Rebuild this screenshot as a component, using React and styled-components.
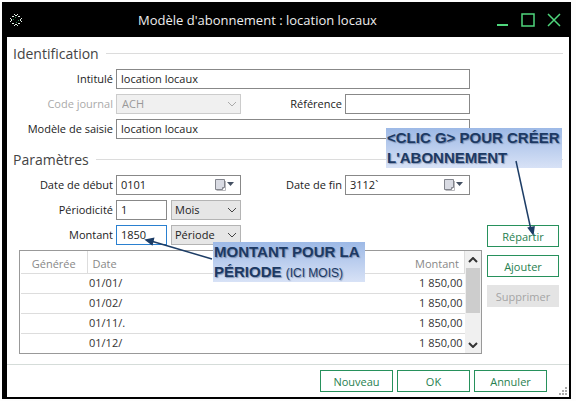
import React from "react";
import styled, { createGlobalStyle } from "styled-components";

const rows = [
  { date: "01/01/", amount: "1 850,00" },
  { date: "01/02/", amount: "1 850,00" },
  { date: "01/11/.", amount: "1 850,00" },
  { date: "01/12/", amount: "1 850,00" },
];

const Chevron = ({ color = "#555", width = 1 }) => (
  <svg width="10" height="6" viewBox="0 0 10 6" fill="none" stroke={color} strokeWidth={width}>
    <path d="M1 1 L5 5 L9 1" />
  </svg>
);

const Select = ({ id, value, disabled, label }) => (
  <SelectBox>
    <SelectInput id={id} aria-label={label} defaultValue={value} disabled={disabled}>
      <option>{value}</option>
    </SelectInput>
    <Adornment>
      <Chevron color={disabled ? "#aaa" : "#444"} />
    </Adornment>
  </SelectBox>
);

const DateField = ({ id, value }) => (
  <DateBox>
    <DateInput id={id} defaultValue={value} />
    <PickerButton type="button" aria-label="Calendrier">
      <svg width="22" height="12" viewBox="0 0 22 12">
        <path d="M2.5 0.5 h9 v8 l-2 2 h-7 z" fill="#d9dbe3" stroke="#83858d" />
        <path d="M12.5 2 v9.500 h-9" fill="none" stroke="#b9b9bd" />
        <path d="M11.5 8.500 h-2 v2" fill="#fff" stroke="#83858d" />
        <path d="M14 3 h7 l-3.500 4 z" fill="#445062" />
      </svg>
    </PickerButton>
  </DateBox>
);

const App = () => {
  return (
    <>
      <GlobalStyle />
      <Window>
        <TitleBar>
          <svg width="12" height="12" viewBox="0 0 12 12">
            <g fill="#e4efe6">
              <rect x="4" y="0" width="1" height="1" />
              <rect x="7" y="0" width="1" height="1" />
              <rect x="4" y="11" width="1" height="1" />
              <rect x="7" y="11" width="1" height="1" />
              <rect x="0" y="4" width="1" height="1" />
              <rect x="0" y="7" width="1" height="1" />
              <rect x="11" y="4" width="1" height="1" />
              <rect x="11" y="7" width="1" height="1" />
              <rect x="2" y="2" width="2" height="1" />
              <rect x="8" y="2" width="2" height="1" />
              <rect x="2" y="9" width="2" height="1" />
              <rect x="8" y="9" width="2" height="1" />
              <rect x="5" y="1" width="2" height="1" />
              <rect x="5" y="10" width="2" height="1" />
              <rect x="1" y="5" width="1" height="2" />
              <rect x="10" y="5" width="1" height="2" />
            </g>
            <g fill="#2f8f50">
              <rect x="5" y="3" width="1" height="1" />
              <rect x="3" y="5" width="1" height="1" />
              <rect x="8" y="6" width="1" height="1" />
              <rect x="6" y="8" width="1" height="1" />
            </g>
          </svg>
          <Title>Modèle d'abonnement : location locaux</Title>
          <WindowButtons>
            <WindowButton type="button" aria-label="Réduire">
              <svg width="12" height="14" viewBox="0 0 12 14">
                <path d="M0 12 H11" stroke="#4fd67c" strokeWidth="2" />
              </svg>
            </WindowButton>
            <WindowButton type="button" aria-label="Agrandir">
              <svg width="14" height="14" viewBox="0 0 14 14">
                <rect x="1" y="1" width="12" height="12" fill="none" stroke="#4fd67c" strokeWidth="1.500" />
              </svg>
            </WindowButton>
            <WindowButton type="button" aria-label="Fermer">
              <svg width="14" height="14" viewBox="0 0 14 14">
                <path d="M1 1 L13 13 M13 1 L1 13" stroke="#4fd67c" strokeWidth="1.500" />
              </svg>
            </WindowButton>
          </WindowButtons>
        </TitleBar>

        <Body>
          <SectionTitle>Identification</SectionTitle>
          <Columns>
            <Fields>
              <Label htmlFor="intitule">Intitulé</Label>
              <Wide>
                <Input id="intitule" defaultValue="location locaux" />
              </Wide>
              <Label htmlFor="journal" $muted>Code journal</Label>
              <Select id="journal" value="ACH" disabled />
              <Label htmlFor="reference">Référence</Label>
              <Input id="reference" />
              <Label htmlFor="modele">Modèle de saisie</Label>
              <Wide>
                <Input id="modele" defaultValue="location locaux" />
              </Wide>
            </Fields>
          </Columns>

          <SectionTitle>Paramètres</SectionTitle>
          <Columns>
            <div>
              <Fields>
                <Label htmlFor="debut">Date de début</Label>
                <DateField id="debut" value="0101" />
                <Label htmlFor="fin">Date de fin</Label>
                <DateField id="fin" value="3112`" />
                <Label htmlFor="periodicite">Périodicité</Label>
                <Pair>
                  <Input id="periodicite" defaultValue="1" />
                  <Select id="unite" value="Mois" label="Unité de périodicité" />
                </Pair>
                <Label htmlFor="montant">Montant</Label>
                <Pair>
                  <Input id="montant" defaultValue="1850" $active />
                  <Select id="base" value="Période" label="Base du montant" />
                </Pair>
              </Fields>
              <TableFrame>
                <Table>
                  <thead>
                    <tr>
                      <HeadCell $width="66px" $align="center">Générée</HeadCell>
                      <HeadCell>Date</HeadCell>
                      <HeadCell $align="right">Montant</HeadCell>
                    </tr>
                  </thead>
                  <tbody>
                    {rows.map((row) => (
                      <tr key={row.date}>
                        <Cell />
                        <Cell>{row.date}</Cell>
                        <Cell $align="right">{row.amount}</Cell>
                      </tr>
                    ))}
                  </tbody>
                </Table>
                <ScrollBar>
                  <ScrollArrow $up>
                    <Chevron color="#333" width={2} />
                  </ScrollArrow>
                  <Thumb />
                  <ScrollArrow>
                    <Chevron color="#333" width={2} />
                  </ScrollArrow>
                </ScrollBar>
              </TableFrame>
            </div>
            <Side>
              <Button type="button">Répartir</Button>
              <Button type="button">Ajouter</Button>
              <Button type="button" disabled>Supprimer</Button>
            </Side>
          </Columns>
        </Body>

        <Footer>
          <Button type="button">Nouveau</Button>
          <Button type="button">OK</Button>
          <Button type="button">Annuler</Button>
          <Grip width="9" height="9" viewBox="0 0 9 9" fill="#aaa">
            <path d="M7 1h2v2h-2z M7 4h2v2h-2z M4 4h2v2h-2z M7 7h2v2h-2z M4 7h2v2h-2z M1 7h2v2h-2z" />
          </Grip>
        </Footer>

        <Callout $left="384px" $top="126px" $width="176px">
          &lt;CLIC G&gt; POUR CRÉER
          <br />
          L'ABONNEMENT
        </Callout>
        <Callout $left="211px" $top="240px" $width="152px">
          MONTANT POUR LA
          <br />
          PÉRIODE <small>(ICI MOIS)</small>
        </Callout>
        <Arrows width="569" height="397" viewBox="2 2 569 397">
          <g stroke="#1d3d66" strokeWidth="1.500" fill="#1d3d66">
            <path d="M516 161 L531 230" />
            <path d="M533 234 L528.500 228 L534 227 Z" />
            <path d="M212 259 L151 241" />
            <path d="M146 240 L153.500 238.500 L152 244.500 Z" />
          </g>
        </Arrows>
      </Window>
    </>
  );
};

export default App;

const GlobalStyle = createGlobalStyle`
  * {
    box-sizing: border-box;
  }

  body {
    margin: 0;
    background: #fdfdfd;
    font-family: "Open Sans", "Noto Sans", sans-serif;
    font-size: 11px;
    color: #222;
  }

  input, select, button {
    font: inherit;
    color: inherit;
    margin: 0;
  }
`;

const Window = styled.div`
  position: relative;
  margin: 2px 5px 2px 2px;
  background: #000;
  padding: 0 2px 2px 5px;
`;

const TitleBar = styled.header`
  display: flex;
  align-items: center;
  height: 35px;
  padding: 0 8px 0 3px;
`;

const Title = styled.h1`
  flex: 1;
  margin: 0;
  padding-right: 4px;
  text-align: center;
  font-size: 13px;
  font-weight: 400;
  color: #eee;
`;

const WindowButtons = styled.div`
  display: flex;
  gap: 12px;
`;

const WindowButton = styled.button`
  display: flex;
  border: 0;
  padding: 0;
  background: none;
`;

const Body = styled.main`
  background: #fff;
  padding: 4px 10px 10px 0;
`;

const SectionTitle = styled.h2`
  display: flex;
  align-items: center;
  gap: 7px;
  height: 24px;
  margin: 0 -4px 4px 6px;
  font-size: 14px;
  font-weight: 400;
  color: #444;

  &::after {
    content: "";
    flex: 1;
    border-top: 1px solid #dcdcdc;
  }
`;

const Columns = styled.div`
  display: grid;
  grid-template-columns: 1fr 72px;
  gap: 5px;
  margin-bottom: 8px;

  &:last-child {
    margin-bottom: 0;
  }
`;

const Fields = styled.div`
  display: grid;
  grid-template-columns: 106px 125px 1fr 125px;
  grid-auto-rows: 20px;
  gap: 5px 3px;
  align-items: stretch;
  margin-right: 12px;

  & > label:nth-of-type(4) {
    grid-column: 1;
  }
`;

const Label = styled.label`
  line-height: 20px;
  text-align: right;
  white-space: nowrap;
  color: ${(props) => (props.$muted ? "#aaa" : "#222")};
`;

const Wide = styled.div`
  grid-column: span 3;
  display: grid;
`;

const Pair = styled.div`
  display: grid;
  grid-template-columns: 51px 1fr;
  gap: 4px;
`;

const Input = styled.input`
  width: 100%;
  min-width: 0;
  padding: 0 4px 2px;
  border: 1px solid ${(props) => (props.$active ? "#2a80d0" : "#888")};
  border-radius: 0;
  background: #fff;
`;

const SelectBox = styled.div`
  position: relative;
  display: grid;
`;

const SelectInput = styled.select`
  appearance: none;
  width: 100%;
  padding: 0 3px 2px;
  border: 1px solid #b4b4b4;
  border-radius: 0;
  background: #e6e6e6;

  &:disabled {
    padding: 0 5px 2px;
    border-color: #ccc;
    background: #f0f0f0;
    color: #999;
    opacity: 1;
  }
`;

const Adornment = styled.span`
  position: absolute;
  right: 4px;
  top: 0;
  bottom: 0;
  display: flex;
  align-items: center;
  pointer-events: none;
`;

const DateBox = styled.div`
  position: relative;
  display: grid;
`;

const DateInput = styled(Input)`
  padding-right: 28px;
`;

const PickerButton = styled.button`
  position: absolute;
  right: 6px;
  top: 0;
  bottom: 0;
  display: flex;
  align-items: center;
  border: 0;
  padding: 0;
  background: none;
`;

const TableFrame = styled.div`
  display: flex;
  margin: 5px 0 0 12px;
  border: 1px solid #999;
  padding-left: 1px;
`;

const Table = styled.table`
  flex: 1;
  border-collapse: collapse;
`;

const HeadCell = styled.th`
  width: ${(props) => props.$width || "auto"};
  height: 22px;
  padding: 4px 5px 0;
  border-right: 1px solid #ddd;
  border-bottom: 1px solid #ddd;
  font-weight: 400;
  line-height: 16px;
  text-align: ${(props) => props.$align || "left"};
  color: #888;

  &:nth-child(2) {
    border-right: 0;
  }
`;

const Cell = styled.td`
  height: 20px;
  padding: 0 2px;
  border-bottom: 1px solid #ddd;
  line-height: 18px;
  text-align: ${(props) => props.$align || "left"};
  color: #333;

  tr:last-child > & {
    border-bottom: 0;
  }
`;

const ScrollBar = styled.div`
  display: flex;
  flex-direction: column;
  width: 16px;
  background: #f0f0f0;
`;

const ScrollArrow = styled.span`
  display: flex;
  align-items: center;
  justify-content: center;
  height: 17px;
  margin-top: ${(props) => (props.$up ? "0" : "auto")};

  svg {
    transform: ${(props) => (props.$up ? "rotate(180deg)" : "none")};
  }
`;

const Thumb = styled.span`
  height: 45px;
  margin: 0 1px;
  background: #cdcdcd;
`;

const Side = styled.div`
  display: flex;
  flex-direction: column;
  gap: 8px;
  padding-top: 50px;
`;

const Button = styled.button`
  height: 22px;
  padding: 0;
  border: 1px solid #27915c;
  border-radius: 0;
  background: #fff;
  color: #27804f;

  &:disabled {
    border-color: #e4e4e4;
    background: #e4e4e4;
    color: #a5a5a5;
  }
`;

const Footer = styled.footer`
  position: relative;
  display: flex;
  justify-content: flex-end;
  gap: 4px;
  padding: 5px 22px 5px 0;
  border-top: 1px solid #d5dcd9;
  background: #fff;

  ${Button} {
    width: 73px;
  }
`;

const Grip = styled.svg`
  position: absolute;
  right: 2px;
  bottom: 2px;
`;

const Callout = styled.div`
  position: absolute;
  left: ${(props) => props.$left};
  top: ${(props) => props.$top};
  width: ${(props) => props.$width};
  height: 40px;
  padding: 0 1px;
  background: linear-gradient(#9db9e6, #d8e2f6);
  font-family: "Liberation Sans", Arial, sans-serif;
  font-size: 15px;
  font-weight: 700;
  line-height: 20px;
  white-space: nowrap;
  color: #1c3963;
  text-shadow: 1px 1px 1px rgba(60, 80, 120, 0.5);

  small {
    font-size: 12px;
    font-weight: 400;
  }
`;

const Arrows = styled.svg`
  position: absolute;
  left: 0;
  top: 0;
  pointer-events: none;
`;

STATED PROBLEM —
Using the listing above, pull out all lines that hold the word "React".

ANSWER TO THE EXERCISE —
Rebuild this screenshot as a component, using React and styled-components.
import React from "react";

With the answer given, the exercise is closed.